Post 4: tRFLP

Hello Everyone!

You may be wondering what the point is of all of the work in the previous posts. Where does this research all lead? What is she trying to determine? Well, it all leads right here, to Terminal Restriction Fragment Length Polymorphism or tRFLP.

In brief, tRFLP is a means of creating a community profile of the various assemblages of bacteria within Lake Matoaka, the Spillway, the Inlet and the soil around the lake. By digesting the terminally labelled PCR products of the 16s ribosomal rNA gene (a highly conserved gene present in all bacteria) with the same enzymes, the varying sizes of each fragment can be analyzed using capillary electrophoresis. Very simply, different fragment sizes indicate different groups of bacteria. Identical fragment sizes indicate identical or very similar groups of bacteria.

However, before capillary electrophoresis is carried out, the PCR amplicons must be purified, prepared and digested. Purification is done by means of a Qiagen kit (which I have heard referred to by one very wise professor as the “Miracle in the Blue Box”). The kit removes all of the Taq Polymerase, extra dNTPs and such from the amplicons.  These particles would inhibit the process of capillary electrophoresis. After PCR product purification, the amplicons are digested with Mung Bean nuclease. This is an enzyme that cleaves any single-stranded overhangs on the PCR products. Blunted, double-stranded DNA is ideal for a restriction digest. With the blunting complete, the DNA is digested with two enzymes HinfI and MspI. These two restriction enzymes recognize palindromic sequences of five and four base pairs respectively. Anywhere the enzyme recognizes this specific sequence of DNA is cleaves the DNA apart, creating smaller double-stranded fragments. These fragments are then used in capillary electrophoresis.

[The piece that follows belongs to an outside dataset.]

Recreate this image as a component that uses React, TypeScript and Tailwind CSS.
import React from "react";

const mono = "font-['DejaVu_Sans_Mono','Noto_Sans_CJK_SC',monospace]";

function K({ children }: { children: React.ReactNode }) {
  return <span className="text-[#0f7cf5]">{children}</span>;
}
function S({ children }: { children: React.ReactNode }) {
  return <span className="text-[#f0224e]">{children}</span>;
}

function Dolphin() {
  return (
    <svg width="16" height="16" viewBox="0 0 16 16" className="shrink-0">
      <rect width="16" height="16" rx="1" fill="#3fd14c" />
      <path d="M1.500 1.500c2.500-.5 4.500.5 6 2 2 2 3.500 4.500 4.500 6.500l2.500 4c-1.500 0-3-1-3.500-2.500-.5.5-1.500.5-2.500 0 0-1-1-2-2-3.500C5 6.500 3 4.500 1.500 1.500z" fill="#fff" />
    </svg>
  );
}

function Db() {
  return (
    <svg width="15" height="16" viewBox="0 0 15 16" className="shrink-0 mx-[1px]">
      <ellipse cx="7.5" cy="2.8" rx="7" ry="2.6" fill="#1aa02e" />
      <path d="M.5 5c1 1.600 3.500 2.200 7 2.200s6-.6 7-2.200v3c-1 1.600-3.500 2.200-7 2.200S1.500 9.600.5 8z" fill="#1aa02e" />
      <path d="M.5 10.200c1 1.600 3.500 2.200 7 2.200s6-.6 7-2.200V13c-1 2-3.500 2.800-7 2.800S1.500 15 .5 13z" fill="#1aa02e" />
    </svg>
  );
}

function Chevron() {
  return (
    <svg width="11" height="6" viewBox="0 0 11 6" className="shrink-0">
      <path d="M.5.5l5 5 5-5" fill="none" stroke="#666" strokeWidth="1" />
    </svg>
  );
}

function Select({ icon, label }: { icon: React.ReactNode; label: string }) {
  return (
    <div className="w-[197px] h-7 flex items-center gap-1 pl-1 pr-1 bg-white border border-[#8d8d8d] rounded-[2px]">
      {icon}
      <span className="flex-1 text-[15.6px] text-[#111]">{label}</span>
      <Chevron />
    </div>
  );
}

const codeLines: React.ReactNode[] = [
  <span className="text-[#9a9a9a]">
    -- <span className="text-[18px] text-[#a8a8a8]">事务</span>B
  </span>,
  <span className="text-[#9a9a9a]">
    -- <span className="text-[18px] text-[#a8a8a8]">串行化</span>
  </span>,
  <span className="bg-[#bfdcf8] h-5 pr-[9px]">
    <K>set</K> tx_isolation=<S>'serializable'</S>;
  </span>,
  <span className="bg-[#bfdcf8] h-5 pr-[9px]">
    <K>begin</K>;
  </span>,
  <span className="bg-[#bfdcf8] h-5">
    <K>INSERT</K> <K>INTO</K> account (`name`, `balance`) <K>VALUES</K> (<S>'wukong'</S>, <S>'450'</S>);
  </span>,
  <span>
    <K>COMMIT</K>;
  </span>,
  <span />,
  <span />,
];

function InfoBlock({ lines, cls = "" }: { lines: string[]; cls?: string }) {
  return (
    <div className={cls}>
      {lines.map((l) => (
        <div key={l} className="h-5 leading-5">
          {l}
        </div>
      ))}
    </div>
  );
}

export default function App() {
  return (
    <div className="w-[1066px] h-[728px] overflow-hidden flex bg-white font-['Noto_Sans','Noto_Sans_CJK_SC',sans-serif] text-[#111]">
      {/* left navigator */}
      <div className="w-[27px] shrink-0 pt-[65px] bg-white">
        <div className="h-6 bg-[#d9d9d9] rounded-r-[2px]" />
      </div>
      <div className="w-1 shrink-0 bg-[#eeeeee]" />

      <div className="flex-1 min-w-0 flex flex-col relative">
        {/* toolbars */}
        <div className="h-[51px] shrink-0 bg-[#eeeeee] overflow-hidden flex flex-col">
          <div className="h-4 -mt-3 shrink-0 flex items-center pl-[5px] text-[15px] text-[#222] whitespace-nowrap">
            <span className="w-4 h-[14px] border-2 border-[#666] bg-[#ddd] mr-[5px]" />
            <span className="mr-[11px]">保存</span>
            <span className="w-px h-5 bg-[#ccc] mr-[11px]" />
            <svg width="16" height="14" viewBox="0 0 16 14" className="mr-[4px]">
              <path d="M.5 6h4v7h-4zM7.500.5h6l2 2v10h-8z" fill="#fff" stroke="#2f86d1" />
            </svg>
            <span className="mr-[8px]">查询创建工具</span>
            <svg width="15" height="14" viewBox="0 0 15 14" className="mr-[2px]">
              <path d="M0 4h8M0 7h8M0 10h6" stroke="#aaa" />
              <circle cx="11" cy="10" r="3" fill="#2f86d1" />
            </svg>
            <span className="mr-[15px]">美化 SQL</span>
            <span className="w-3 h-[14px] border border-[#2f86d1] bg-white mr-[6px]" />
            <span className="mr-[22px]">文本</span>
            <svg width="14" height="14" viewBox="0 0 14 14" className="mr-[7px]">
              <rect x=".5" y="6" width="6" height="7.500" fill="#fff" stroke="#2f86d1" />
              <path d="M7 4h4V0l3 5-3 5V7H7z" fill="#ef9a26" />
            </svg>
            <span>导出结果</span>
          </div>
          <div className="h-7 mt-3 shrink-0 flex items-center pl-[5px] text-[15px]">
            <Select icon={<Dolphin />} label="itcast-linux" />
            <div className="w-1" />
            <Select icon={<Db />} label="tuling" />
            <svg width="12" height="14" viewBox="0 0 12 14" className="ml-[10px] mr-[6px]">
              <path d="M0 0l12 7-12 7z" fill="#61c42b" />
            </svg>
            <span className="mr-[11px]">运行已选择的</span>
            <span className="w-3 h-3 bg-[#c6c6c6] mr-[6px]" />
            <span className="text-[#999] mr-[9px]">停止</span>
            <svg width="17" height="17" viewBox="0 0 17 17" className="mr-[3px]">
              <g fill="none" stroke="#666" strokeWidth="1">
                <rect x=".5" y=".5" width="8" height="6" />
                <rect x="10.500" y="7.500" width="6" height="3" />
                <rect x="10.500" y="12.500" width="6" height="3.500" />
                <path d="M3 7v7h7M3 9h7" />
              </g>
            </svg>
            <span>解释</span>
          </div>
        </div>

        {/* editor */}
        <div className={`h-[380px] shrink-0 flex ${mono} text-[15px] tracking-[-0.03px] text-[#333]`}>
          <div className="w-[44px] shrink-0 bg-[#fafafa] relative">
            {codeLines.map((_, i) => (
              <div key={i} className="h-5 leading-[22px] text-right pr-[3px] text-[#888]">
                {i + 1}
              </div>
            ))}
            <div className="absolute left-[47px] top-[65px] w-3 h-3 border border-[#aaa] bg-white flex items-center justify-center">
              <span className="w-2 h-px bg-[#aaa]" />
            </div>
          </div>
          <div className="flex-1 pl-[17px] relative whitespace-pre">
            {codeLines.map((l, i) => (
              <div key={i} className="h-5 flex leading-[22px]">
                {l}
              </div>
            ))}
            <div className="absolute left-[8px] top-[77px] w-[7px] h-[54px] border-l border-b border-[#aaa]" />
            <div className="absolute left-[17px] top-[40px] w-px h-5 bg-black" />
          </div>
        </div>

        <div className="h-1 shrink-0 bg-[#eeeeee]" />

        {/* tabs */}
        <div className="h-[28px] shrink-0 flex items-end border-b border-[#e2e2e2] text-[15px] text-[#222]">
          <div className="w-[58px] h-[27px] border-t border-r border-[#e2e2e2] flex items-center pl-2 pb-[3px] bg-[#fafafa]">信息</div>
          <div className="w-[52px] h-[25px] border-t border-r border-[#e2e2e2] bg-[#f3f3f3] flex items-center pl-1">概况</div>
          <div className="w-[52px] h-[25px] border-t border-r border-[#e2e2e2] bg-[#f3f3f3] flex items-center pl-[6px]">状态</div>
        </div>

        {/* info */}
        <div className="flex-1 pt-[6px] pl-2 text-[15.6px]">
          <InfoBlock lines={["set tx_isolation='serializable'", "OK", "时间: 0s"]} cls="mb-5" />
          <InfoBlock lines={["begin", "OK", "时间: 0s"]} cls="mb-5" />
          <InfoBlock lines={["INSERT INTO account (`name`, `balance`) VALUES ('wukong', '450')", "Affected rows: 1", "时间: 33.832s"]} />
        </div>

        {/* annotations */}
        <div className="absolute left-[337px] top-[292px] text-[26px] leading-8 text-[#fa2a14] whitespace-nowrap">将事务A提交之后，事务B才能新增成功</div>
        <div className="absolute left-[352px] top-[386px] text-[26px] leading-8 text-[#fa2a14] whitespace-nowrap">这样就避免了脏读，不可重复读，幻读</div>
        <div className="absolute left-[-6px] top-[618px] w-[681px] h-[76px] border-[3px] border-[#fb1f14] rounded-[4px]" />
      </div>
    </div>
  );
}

Capillary electrophoresis is carried out in the ABI3130 Genetic Analyzer. Essentially, the termini of these DNA fragments were labelled with the forward primer, 27f-HEX. This primer fluoresces green when hit by a laser. The capillary electrophoresis machine separates the fragments by size and funnels the fragments individually through the tubing. When each fragment passes the laser, the electrons in the fluorescent primer are excited and send a signal to the computer.  This signal creates an electropherogram that looks something like this:

Each peak represents a fragment size. The height of the peak indicates the number of fragments of that size. Any peaks that are the same for every sample indicate an overlap in the bacterial community.

Thus far, I have generated tRFLP electropherograms for the May, June and July soil and water samples. Detailed analysis has yet to be performed. However, preliminary analysis indicates that while there are bacteria groups present in all samples, there is a fair amount of divergence amongst the sample sites. It will be interesting to see who exactly is out there!